→ AIM
Spot each line in the records below where the word "this" occurs, then copy it.

***

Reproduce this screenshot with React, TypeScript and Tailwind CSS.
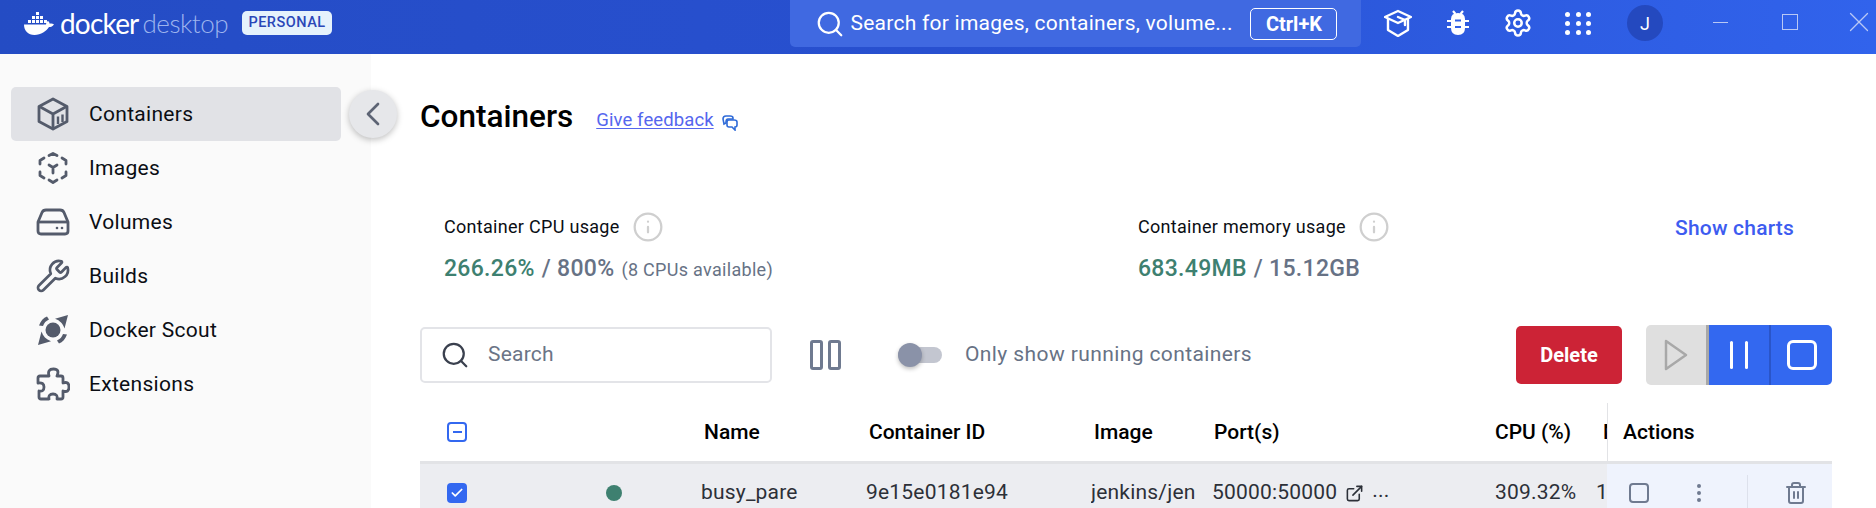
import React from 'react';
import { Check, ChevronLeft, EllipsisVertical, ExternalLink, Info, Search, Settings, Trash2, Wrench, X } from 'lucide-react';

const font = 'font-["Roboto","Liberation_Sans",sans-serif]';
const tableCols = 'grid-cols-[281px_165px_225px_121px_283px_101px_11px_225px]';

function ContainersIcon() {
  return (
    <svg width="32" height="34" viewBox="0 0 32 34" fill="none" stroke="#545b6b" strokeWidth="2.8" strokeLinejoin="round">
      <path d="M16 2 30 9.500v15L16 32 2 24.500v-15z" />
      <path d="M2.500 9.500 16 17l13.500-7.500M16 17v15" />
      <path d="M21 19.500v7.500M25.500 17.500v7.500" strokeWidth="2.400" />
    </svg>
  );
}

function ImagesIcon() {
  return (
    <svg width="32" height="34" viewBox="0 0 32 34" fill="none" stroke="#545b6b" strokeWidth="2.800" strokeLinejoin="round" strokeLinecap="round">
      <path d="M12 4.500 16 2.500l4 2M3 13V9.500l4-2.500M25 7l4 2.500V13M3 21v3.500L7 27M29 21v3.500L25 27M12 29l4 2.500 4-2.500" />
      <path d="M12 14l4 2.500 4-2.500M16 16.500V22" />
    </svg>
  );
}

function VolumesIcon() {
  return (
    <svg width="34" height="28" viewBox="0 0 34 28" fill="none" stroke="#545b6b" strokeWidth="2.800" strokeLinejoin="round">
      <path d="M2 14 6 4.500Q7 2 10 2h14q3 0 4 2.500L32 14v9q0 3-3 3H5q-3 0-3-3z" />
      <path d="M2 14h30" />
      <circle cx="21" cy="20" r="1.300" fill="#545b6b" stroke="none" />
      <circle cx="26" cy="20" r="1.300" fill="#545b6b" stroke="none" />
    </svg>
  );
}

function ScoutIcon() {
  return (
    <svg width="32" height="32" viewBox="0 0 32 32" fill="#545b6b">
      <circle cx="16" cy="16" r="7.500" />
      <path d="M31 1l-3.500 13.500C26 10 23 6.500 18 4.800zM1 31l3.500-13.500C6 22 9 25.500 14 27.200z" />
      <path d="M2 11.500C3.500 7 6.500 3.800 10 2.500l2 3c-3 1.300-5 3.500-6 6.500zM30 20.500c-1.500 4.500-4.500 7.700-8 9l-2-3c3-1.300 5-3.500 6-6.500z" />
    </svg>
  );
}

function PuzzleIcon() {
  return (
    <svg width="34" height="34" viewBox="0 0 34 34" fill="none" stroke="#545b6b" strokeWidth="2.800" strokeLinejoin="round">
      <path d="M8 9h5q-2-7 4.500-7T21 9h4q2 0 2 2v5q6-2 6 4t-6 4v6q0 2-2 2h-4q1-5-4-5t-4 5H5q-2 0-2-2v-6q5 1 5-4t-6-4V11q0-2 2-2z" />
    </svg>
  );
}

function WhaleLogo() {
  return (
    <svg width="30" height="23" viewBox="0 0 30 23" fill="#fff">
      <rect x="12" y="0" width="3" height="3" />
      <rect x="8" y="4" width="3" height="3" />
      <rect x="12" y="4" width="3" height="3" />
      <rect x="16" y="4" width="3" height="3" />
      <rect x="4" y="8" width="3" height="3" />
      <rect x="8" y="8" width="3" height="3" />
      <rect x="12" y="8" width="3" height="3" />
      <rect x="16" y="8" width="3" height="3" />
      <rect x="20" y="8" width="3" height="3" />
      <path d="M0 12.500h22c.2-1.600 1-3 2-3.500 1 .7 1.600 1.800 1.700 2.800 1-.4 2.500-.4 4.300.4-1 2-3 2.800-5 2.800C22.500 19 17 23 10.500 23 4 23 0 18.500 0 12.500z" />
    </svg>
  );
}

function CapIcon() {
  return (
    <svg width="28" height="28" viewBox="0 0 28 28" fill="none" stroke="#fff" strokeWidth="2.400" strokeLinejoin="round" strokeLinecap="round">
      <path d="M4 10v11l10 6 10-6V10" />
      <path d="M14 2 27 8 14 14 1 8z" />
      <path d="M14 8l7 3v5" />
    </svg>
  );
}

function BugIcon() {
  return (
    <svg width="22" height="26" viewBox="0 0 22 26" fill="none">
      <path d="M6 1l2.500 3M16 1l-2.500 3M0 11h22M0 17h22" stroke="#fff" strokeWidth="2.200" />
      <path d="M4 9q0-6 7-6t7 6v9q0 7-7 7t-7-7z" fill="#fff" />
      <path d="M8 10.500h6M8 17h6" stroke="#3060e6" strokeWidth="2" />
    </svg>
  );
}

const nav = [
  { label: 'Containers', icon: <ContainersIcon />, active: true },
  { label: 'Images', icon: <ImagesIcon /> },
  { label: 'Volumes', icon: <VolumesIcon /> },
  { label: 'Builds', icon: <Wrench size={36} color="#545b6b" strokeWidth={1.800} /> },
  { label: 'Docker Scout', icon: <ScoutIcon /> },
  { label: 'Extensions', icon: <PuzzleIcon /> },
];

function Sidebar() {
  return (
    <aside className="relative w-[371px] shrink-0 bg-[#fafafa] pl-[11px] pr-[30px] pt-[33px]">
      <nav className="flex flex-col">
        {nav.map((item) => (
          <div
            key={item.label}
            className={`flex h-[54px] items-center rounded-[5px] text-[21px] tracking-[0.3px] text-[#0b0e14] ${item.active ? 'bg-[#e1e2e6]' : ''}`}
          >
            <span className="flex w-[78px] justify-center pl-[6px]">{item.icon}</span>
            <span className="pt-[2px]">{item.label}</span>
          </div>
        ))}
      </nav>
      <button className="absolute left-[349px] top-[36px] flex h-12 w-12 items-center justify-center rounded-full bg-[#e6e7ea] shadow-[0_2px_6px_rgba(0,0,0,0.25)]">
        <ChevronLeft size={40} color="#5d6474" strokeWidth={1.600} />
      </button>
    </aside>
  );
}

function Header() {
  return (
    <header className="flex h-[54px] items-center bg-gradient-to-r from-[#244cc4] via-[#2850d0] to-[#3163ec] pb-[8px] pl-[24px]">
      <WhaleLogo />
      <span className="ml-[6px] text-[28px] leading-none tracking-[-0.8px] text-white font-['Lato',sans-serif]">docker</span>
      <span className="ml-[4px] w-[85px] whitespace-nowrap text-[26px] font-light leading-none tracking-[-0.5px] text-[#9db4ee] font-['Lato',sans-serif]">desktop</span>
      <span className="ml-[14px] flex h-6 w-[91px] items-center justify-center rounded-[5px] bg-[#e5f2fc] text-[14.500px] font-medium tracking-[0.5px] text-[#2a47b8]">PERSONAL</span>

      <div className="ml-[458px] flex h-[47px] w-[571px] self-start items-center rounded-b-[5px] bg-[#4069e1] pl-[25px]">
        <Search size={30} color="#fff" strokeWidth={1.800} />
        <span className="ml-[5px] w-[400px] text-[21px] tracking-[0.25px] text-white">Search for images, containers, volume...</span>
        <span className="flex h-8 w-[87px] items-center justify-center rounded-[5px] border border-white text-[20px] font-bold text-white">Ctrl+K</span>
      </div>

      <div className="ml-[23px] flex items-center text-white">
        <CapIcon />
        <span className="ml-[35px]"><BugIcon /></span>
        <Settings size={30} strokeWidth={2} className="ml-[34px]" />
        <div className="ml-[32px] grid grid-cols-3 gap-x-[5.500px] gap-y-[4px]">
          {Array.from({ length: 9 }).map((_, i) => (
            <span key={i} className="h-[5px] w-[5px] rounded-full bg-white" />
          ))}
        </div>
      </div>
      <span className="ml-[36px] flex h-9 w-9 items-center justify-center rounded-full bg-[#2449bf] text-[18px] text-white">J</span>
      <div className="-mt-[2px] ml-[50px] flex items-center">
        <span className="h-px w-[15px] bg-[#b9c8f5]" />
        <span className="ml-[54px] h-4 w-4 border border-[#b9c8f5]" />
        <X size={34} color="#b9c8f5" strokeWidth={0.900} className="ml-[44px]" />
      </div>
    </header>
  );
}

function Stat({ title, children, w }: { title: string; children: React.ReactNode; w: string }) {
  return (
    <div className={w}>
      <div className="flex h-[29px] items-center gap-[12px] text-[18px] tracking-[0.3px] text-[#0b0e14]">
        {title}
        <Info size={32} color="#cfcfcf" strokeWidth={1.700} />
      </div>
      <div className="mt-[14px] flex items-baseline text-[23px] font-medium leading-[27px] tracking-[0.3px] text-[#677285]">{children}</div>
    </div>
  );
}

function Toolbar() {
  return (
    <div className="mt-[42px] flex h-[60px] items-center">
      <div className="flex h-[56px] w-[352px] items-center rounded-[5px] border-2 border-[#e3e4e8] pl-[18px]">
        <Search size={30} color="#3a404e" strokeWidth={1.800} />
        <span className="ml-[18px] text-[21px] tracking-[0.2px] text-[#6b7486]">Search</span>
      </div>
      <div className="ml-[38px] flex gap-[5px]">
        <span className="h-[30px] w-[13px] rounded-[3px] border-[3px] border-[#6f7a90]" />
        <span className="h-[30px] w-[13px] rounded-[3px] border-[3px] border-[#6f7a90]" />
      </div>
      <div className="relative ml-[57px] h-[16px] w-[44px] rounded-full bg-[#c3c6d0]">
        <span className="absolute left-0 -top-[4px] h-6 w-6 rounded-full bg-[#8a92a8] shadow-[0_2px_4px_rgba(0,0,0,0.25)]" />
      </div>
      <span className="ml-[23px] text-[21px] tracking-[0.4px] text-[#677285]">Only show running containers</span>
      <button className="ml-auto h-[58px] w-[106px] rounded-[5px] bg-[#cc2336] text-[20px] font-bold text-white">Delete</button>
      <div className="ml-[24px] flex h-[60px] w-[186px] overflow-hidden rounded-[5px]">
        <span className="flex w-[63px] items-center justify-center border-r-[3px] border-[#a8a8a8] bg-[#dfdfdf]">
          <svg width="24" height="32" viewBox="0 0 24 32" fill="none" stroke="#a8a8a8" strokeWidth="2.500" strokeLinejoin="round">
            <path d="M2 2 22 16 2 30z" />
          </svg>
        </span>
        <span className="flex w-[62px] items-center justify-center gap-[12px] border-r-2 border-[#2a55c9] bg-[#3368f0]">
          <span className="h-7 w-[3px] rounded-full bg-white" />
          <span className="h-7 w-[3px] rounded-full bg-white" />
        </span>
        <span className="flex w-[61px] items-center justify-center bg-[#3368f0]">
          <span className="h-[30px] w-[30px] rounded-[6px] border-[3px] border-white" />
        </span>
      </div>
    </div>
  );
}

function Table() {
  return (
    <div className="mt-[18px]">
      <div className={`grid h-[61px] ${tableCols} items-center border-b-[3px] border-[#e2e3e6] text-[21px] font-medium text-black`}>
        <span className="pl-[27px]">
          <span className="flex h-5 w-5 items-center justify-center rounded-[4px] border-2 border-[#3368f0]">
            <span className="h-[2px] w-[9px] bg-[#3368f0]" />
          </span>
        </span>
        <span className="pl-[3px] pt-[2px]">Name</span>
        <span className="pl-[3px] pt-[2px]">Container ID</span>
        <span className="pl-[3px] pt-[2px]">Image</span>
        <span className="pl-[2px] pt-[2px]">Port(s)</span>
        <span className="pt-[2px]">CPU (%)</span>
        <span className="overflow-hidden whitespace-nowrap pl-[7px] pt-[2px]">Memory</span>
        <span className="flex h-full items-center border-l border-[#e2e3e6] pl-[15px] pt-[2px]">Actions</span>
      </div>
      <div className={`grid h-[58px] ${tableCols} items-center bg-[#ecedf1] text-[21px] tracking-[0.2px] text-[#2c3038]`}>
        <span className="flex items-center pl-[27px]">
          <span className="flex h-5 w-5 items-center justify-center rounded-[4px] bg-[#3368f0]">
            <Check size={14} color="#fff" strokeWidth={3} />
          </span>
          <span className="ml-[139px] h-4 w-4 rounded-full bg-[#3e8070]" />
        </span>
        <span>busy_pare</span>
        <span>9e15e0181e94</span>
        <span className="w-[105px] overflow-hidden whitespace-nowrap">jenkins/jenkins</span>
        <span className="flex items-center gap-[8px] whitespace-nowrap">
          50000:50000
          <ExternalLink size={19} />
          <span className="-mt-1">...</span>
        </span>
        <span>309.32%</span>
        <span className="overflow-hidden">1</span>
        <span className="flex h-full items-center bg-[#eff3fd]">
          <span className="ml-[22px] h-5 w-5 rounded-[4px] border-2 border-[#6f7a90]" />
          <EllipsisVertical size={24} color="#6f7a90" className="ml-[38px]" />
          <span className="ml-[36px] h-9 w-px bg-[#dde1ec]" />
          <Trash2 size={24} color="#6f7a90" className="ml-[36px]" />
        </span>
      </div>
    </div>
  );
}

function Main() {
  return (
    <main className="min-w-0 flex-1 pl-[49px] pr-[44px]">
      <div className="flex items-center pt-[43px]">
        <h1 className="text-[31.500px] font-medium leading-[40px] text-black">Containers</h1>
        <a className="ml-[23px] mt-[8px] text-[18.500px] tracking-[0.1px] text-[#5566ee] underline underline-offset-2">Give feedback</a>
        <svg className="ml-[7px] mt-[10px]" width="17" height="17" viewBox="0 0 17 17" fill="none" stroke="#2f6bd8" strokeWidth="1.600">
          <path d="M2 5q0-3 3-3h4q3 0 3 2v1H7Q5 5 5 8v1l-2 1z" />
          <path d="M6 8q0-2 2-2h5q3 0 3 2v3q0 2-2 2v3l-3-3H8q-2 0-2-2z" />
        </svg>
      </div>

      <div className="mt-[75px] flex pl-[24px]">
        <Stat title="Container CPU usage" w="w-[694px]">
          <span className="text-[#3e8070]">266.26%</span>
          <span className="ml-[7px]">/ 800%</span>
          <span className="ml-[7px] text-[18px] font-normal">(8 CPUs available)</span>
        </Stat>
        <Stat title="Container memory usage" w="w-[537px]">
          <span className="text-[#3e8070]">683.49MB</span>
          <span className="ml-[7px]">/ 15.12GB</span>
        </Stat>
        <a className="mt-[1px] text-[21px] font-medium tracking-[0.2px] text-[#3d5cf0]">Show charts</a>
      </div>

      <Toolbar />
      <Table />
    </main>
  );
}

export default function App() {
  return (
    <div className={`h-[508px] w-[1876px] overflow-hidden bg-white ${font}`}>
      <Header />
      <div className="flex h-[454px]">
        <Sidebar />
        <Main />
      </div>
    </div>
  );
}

***

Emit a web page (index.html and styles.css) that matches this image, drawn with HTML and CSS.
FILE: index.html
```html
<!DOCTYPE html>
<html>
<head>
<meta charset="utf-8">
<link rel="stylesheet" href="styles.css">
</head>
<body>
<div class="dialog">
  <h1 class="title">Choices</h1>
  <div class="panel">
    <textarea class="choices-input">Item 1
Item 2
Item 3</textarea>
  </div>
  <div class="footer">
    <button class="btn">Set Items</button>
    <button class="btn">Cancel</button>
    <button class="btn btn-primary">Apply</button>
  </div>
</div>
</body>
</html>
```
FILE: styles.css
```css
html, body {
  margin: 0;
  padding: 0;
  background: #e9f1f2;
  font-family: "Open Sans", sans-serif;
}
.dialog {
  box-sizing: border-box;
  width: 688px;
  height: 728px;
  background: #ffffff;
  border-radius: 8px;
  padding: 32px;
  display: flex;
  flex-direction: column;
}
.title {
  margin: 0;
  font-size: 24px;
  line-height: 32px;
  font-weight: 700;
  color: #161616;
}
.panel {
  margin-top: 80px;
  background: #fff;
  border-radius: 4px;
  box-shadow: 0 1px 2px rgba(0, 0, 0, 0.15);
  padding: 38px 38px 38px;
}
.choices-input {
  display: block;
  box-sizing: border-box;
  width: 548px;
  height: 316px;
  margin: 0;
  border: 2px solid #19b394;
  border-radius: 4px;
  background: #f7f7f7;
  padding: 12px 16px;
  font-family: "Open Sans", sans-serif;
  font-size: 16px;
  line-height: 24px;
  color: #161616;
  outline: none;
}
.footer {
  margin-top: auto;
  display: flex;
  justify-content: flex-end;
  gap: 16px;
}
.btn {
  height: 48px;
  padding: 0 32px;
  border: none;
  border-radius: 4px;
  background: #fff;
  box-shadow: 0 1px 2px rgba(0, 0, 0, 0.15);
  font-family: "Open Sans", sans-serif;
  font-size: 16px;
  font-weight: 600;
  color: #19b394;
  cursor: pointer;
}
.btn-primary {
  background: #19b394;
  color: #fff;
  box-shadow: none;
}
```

***

→ RESPONSE TO THE EXERCISE
Reproduce this screenshot with React, TypeScript and Tailwind CSS.
Emit a web page (index.html and styles.css) that matches this image, drawn with HTML and CSS.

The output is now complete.